[Given data]

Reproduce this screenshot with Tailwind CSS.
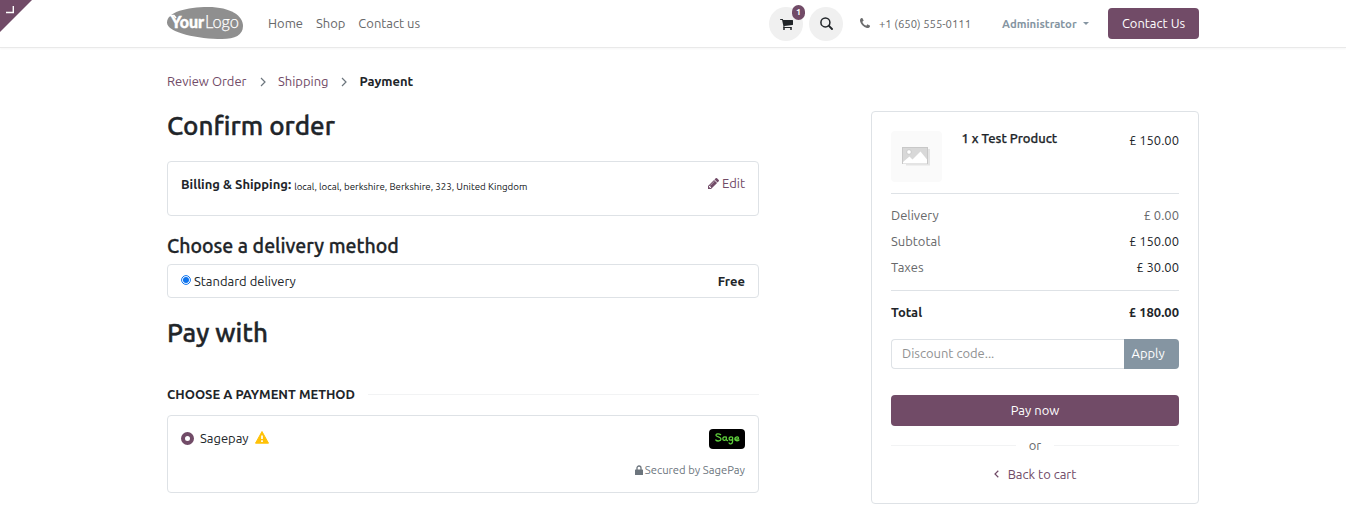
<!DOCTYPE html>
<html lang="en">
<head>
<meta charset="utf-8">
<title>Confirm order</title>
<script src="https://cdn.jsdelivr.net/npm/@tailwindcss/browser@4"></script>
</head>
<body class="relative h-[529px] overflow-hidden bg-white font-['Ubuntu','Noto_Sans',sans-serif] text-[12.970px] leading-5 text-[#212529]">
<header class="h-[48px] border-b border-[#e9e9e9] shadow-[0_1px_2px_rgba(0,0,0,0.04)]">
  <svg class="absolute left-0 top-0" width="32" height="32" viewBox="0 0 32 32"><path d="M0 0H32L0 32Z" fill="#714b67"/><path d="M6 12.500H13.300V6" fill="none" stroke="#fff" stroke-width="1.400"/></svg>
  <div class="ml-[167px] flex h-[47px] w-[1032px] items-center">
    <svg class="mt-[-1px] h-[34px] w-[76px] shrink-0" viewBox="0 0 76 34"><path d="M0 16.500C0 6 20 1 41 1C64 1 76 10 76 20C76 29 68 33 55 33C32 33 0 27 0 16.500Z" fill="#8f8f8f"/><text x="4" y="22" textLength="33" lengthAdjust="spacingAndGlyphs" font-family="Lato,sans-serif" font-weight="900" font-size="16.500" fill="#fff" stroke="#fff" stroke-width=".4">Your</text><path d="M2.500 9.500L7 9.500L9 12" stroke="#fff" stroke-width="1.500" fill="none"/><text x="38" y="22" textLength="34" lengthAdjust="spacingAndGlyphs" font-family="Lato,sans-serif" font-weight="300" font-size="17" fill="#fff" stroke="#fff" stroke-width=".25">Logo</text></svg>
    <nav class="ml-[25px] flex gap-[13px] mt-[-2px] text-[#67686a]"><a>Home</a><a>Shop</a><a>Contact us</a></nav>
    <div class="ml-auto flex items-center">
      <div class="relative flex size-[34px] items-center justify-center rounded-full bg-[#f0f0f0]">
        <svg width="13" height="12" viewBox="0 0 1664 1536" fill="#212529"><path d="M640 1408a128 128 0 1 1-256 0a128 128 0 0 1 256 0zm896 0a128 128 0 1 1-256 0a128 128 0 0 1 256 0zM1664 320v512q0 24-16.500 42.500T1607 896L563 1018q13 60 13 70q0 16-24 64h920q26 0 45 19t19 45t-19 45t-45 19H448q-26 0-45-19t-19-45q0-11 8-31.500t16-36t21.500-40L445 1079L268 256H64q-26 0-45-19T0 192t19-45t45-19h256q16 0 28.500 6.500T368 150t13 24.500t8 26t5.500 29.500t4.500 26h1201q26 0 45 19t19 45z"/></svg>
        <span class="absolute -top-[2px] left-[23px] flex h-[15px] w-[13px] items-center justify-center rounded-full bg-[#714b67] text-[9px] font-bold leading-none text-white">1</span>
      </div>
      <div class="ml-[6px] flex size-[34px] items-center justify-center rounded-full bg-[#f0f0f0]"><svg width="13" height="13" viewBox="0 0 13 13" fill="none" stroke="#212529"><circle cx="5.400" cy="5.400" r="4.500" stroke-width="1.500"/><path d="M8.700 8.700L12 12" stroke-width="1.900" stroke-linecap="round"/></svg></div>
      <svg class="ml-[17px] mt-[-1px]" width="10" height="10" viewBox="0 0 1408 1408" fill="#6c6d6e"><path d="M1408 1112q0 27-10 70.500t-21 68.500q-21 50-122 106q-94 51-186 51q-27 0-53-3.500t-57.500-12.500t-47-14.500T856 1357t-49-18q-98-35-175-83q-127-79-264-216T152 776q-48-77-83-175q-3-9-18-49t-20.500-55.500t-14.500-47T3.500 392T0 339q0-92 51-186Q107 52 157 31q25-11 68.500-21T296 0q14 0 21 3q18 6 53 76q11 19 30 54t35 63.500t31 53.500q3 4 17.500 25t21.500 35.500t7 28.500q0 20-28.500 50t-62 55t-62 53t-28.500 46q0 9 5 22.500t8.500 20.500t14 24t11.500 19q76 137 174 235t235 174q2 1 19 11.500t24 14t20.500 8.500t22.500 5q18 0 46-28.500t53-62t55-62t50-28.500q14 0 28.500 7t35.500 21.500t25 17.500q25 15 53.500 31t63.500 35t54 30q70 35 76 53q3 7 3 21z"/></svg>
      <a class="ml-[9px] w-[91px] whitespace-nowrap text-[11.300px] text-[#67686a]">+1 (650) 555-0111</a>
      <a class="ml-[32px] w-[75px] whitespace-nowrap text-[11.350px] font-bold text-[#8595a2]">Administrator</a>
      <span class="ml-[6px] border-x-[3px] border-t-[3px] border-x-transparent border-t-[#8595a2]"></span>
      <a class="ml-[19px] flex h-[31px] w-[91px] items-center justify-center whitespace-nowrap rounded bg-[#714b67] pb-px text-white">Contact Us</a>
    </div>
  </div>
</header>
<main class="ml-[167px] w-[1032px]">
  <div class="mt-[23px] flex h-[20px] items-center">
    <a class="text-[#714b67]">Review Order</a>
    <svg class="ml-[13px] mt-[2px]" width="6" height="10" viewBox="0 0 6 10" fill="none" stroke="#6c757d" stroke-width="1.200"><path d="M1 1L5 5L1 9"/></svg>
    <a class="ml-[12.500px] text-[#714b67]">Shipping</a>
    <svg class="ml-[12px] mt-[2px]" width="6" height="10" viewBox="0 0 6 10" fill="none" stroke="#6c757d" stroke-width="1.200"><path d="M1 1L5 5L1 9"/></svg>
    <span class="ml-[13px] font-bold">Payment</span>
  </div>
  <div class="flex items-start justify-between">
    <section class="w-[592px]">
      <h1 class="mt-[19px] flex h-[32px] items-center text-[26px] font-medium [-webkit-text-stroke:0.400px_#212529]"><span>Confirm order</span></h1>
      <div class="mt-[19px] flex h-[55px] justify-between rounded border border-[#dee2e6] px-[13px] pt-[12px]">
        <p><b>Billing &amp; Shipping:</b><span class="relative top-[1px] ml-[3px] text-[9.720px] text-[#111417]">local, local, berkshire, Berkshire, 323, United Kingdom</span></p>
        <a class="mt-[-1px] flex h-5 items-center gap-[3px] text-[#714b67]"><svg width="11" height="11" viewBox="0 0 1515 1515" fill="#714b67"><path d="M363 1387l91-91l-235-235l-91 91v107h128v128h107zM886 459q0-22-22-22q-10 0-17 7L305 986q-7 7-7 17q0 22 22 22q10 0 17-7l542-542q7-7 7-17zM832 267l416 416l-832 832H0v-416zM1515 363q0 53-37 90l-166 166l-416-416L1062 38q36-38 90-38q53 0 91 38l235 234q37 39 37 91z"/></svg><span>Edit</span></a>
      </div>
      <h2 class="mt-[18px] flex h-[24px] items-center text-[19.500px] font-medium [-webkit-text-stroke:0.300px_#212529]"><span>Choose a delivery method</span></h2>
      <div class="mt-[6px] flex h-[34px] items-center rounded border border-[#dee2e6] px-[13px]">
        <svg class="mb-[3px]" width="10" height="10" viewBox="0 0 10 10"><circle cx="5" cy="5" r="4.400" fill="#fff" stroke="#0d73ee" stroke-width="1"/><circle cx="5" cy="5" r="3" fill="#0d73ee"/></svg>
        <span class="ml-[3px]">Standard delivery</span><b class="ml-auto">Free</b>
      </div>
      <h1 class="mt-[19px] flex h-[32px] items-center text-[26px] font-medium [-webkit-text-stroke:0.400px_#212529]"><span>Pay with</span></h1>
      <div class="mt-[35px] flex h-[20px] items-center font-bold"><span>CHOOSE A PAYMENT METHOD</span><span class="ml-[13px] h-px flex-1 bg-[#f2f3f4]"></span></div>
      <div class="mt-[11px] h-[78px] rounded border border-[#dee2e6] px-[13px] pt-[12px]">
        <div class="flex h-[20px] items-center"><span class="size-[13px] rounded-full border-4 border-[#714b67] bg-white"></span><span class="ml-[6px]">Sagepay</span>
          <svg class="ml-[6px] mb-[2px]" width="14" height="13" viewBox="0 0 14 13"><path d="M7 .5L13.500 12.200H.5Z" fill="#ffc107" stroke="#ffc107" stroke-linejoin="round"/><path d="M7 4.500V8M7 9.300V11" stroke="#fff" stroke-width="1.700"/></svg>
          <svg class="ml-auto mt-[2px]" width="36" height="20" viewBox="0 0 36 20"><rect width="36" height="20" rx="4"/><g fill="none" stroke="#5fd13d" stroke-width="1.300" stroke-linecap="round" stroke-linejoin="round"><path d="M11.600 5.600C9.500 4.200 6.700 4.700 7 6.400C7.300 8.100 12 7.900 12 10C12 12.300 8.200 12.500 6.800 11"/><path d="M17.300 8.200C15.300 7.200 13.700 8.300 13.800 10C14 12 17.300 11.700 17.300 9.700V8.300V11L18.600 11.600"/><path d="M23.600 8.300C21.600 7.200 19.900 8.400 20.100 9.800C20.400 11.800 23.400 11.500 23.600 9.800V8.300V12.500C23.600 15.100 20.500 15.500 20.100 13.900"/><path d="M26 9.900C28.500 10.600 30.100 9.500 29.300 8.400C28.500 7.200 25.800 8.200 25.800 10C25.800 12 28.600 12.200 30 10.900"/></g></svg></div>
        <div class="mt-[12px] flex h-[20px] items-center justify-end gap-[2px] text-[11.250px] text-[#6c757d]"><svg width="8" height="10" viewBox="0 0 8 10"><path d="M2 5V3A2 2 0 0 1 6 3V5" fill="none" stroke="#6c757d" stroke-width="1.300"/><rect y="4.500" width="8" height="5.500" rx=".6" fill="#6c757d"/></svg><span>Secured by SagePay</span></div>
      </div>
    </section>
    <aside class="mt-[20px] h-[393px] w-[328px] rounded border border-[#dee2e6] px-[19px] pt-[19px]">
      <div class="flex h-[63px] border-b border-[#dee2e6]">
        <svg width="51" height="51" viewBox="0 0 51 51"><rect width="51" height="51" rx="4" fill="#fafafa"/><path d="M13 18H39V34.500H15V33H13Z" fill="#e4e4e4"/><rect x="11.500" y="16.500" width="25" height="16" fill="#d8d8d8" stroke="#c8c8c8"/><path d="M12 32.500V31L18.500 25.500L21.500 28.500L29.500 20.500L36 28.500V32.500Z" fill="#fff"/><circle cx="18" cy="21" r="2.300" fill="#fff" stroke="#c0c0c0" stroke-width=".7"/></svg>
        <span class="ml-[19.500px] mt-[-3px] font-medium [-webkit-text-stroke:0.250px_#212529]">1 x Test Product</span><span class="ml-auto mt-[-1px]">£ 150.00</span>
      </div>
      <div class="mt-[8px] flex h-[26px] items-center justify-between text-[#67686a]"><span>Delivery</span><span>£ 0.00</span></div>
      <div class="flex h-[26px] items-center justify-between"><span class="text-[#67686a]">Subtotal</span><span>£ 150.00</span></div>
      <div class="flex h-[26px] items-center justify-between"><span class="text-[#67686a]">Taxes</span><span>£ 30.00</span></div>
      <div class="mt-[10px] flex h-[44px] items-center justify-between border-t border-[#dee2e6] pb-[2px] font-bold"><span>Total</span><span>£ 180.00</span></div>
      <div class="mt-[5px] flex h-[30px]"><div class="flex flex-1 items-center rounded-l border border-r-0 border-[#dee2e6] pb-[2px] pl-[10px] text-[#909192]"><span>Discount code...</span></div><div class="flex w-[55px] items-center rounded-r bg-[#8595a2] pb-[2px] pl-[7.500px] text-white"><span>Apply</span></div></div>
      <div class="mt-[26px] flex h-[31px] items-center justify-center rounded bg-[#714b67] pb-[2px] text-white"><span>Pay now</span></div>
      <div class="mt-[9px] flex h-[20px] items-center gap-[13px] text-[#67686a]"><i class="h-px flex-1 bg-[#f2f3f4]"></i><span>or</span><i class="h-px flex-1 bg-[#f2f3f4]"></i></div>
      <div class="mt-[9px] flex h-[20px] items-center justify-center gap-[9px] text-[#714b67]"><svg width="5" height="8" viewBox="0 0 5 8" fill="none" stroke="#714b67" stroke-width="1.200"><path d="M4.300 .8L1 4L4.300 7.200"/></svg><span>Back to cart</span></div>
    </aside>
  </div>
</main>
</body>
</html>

[What is needed] Using the listing above, pick out each line that contains the word "with", then copy it.

[Solved problem]
Reproduce this screenshot with Tailwind CSS.
      <h1 class="mt-[19px] flex h-[32px] items-center text-[26px] font-medium [-webkit-text-stroke:0.400px_#212529]"><span>Pay with</span></h1>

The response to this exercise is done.